**RECORDS PROVIDED**

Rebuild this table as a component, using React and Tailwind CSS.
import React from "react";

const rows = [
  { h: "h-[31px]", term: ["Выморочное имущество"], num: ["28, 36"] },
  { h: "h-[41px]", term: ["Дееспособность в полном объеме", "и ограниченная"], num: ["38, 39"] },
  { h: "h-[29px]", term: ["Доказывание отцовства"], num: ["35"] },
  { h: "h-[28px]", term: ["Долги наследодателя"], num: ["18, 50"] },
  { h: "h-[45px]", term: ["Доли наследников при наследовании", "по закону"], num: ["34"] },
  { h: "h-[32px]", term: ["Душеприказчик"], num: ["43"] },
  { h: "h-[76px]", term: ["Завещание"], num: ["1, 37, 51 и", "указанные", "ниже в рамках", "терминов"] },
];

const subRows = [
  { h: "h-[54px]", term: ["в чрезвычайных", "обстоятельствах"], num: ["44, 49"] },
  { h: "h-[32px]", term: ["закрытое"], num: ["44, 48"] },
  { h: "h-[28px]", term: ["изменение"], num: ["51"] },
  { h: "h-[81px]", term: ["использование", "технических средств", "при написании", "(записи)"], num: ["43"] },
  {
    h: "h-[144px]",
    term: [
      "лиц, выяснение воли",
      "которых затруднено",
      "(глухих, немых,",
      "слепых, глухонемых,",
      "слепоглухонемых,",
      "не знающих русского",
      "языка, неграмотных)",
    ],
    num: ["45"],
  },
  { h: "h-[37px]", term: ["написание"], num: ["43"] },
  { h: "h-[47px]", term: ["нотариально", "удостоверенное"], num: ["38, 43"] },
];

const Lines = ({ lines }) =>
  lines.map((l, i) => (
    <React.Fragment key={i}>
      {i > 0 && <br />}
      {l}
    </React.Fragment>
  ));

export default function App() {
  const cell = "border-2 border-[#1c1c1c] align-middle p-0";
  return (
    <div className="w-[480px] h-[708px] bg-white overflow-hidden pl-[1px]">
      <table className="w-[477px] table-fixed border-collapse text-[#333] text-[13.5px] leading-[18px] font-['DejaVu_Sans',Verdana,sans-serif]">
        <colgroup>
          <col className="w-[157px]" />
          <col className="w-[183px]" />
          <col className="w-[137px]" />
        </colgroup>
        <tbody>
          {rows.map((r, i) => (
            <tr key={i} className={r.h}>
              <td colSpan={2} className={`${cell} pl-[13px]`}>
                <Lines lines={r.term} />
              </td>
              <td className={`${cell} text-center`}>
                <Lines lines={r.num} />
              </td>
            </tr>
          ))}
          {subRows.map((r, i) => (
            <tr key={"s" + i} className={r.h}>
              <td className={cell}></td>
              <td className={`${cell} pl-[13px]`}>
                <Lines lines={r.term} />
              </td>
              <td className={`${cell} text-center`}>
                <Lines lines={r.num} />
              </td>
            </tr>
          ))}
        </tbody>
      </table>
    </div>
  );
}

* * *

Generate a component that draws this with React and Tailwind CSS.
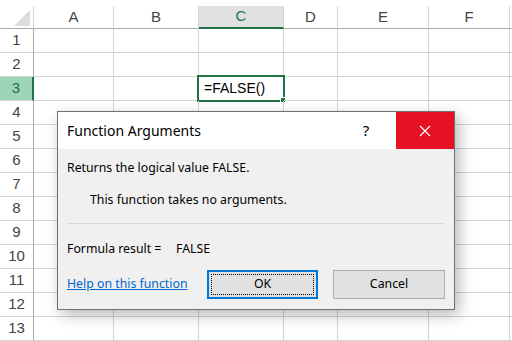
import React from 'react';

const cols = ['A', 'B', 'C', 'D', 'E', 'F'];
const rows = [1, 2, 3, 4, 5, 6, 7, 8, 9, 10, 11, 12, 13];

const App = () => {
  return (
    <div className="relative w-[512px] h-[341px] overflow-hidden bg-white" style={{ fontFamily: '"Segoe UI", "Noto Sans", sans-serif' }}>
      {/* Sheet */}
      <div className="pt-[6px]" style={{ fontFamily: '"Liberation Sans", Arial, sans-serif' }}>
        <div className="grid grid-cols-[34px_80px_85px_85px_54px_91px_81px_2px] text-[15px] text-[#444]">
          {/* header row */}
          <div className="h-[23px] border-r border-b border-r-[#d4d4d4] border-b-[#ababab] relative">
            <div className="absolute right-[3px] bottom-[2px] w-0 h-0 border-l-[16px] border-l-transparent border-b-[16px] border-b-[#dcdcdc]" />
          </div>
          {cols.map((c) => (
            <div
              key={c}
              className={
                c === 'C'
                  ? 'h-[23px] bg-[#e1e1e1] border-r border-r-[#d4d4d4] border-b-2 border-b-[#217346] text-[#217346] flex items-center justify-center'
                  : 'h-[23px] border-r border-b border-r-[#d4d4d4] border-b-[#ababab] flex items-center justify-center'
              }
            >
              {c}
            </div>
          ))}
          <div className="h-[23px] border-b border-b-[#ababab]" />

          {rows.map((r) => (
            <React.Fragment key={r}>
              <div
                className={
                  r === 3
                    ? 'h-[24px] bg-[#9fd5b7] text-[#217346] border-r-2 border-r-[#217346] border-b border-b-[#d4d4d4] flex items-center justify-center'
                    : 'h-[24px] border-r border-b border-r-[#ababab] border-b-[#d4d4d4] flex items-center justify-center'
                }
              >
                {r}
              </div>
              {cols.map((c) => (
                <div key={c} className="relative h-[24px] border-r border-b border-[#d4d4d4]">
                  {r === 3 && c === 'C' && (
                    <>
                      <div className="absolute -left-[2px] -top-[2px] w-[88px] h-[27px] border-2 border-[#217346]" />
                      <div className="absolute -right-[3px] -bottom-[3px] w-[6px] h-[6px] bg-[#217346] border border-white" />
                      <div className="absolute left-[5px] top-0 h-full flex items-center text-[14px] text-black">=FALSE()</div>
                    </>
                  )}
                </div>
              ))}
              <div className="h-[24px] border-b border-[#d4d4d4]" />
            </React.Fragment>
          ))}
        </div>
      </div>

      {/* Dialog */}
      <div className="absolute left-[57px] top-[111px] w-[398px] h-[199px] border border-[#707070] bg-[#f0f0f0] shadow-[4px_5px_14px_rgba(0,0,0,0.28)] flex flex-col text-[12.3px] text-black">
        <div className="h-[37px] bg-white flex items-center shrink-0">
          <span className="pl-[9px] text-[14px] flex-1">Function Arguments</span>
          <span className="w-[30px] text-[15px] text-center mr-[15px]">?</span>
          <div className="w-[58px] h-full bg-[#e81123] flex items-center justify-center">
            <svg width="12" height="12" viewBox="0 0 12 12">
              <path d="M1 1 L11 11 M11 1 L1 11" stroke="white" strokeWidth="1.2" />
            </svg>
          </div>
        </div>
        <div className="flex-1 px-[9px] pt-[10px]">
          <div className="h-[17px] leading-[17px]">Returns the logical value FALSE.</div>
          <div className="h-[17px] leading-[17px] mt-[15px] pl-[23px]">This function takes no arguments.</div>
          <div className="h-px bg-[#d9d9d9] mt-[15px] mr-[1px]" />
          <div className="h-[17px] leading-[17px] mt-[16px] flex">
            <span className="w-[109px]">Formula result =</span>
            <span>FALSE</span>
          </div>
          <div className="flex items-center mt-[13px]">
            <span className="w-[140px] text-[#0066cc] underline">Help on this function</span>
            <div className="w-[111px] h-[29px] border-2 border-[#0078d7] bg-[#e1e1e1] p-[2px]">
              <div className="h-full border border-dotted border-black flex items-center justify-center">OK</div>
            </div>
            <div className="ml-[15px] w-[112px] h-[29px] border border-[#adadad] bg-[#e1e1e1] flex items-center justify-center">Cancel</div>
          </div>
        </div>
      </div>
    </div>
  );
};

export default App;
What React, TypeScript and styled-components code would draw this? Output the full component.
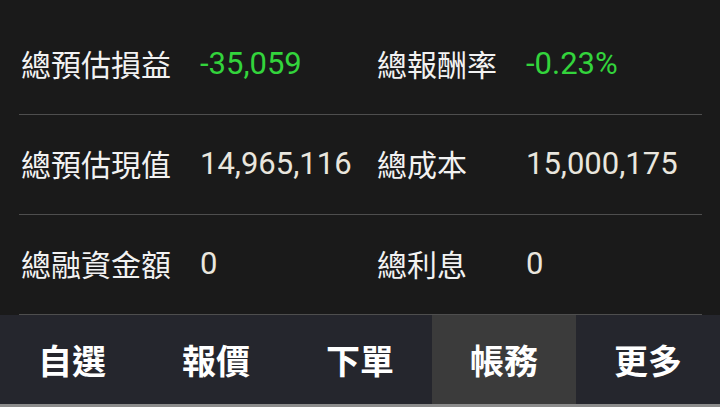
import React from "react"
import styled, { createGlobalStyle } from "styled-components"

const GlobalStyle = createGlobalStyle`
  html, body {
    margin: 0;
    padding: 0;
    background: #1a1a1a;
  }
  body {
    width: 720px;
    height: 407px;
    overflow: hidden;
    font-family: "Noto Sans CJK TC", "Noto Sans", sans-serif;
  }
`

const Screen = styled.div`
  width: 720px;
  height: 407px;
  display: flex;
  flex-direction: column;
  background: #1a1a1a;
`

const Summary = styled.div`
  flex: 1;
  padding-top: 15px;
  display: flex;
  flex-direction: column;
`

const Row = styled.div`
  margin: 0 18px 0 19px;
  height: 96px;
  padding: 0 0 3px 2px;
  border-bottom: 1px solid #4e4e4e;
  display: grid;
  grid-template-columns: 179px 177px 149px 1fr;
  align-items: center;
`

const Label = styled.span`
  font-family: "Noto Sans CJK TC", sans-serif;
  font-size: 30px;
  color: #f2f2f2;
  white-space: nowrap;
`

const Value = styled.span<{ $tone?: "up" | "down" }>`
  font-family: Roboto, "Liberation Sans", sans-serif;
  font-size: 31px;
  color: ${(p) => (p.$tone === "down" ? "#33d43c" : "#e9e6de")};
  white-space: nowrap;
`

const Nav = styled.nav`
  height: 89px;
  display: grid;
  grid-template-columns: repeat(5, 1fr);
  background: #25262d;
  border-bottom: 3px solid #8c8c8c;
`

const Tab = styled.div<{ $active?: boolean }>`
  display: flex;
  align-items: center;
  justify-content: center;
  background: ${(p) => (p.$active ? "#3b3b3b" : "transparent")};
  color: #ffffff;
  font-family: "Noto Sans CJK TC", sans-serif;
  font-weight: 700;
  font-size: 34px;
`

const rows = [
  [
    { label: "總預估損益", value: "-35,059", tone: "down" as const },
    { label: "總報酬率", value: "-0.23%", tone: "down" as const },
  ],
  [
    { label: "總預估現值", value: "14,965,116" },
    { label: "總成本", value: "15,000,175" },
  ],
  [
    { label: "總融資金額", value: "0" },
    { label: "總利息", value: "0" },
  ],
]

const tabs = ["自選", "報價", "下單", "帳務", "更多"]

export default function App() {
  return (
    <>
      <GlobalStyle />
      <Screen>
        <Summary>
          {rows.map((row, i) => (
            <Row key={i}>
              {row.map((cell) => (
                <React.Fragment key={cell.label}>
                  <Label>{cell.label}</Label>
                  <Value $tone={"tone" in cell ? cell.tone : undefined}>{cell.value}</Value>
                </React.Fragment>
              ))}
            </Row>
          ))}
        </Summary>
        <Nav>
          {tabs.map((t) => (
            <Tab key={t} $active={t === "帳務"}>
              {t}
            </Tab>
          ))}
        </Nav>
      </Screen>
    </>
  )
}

**INSTRUCTION**
Copy every line of the records above that contains "styled".

**FINISHED EXERCISE**
What React, TypeScript and styled-components code would draw this? Output the full component.
import styled, { createGlobalStyle } from "styled-components"
const Screen = styled.div`
const Summary = styled.div`
const Row = styled.div`
const Label = styled.span`
const Value = styled.span<{ $tone?: "up" | "down" }>`
const Nav = styled.nav`
const Tab = styled.div<{ $active?: boolean }>`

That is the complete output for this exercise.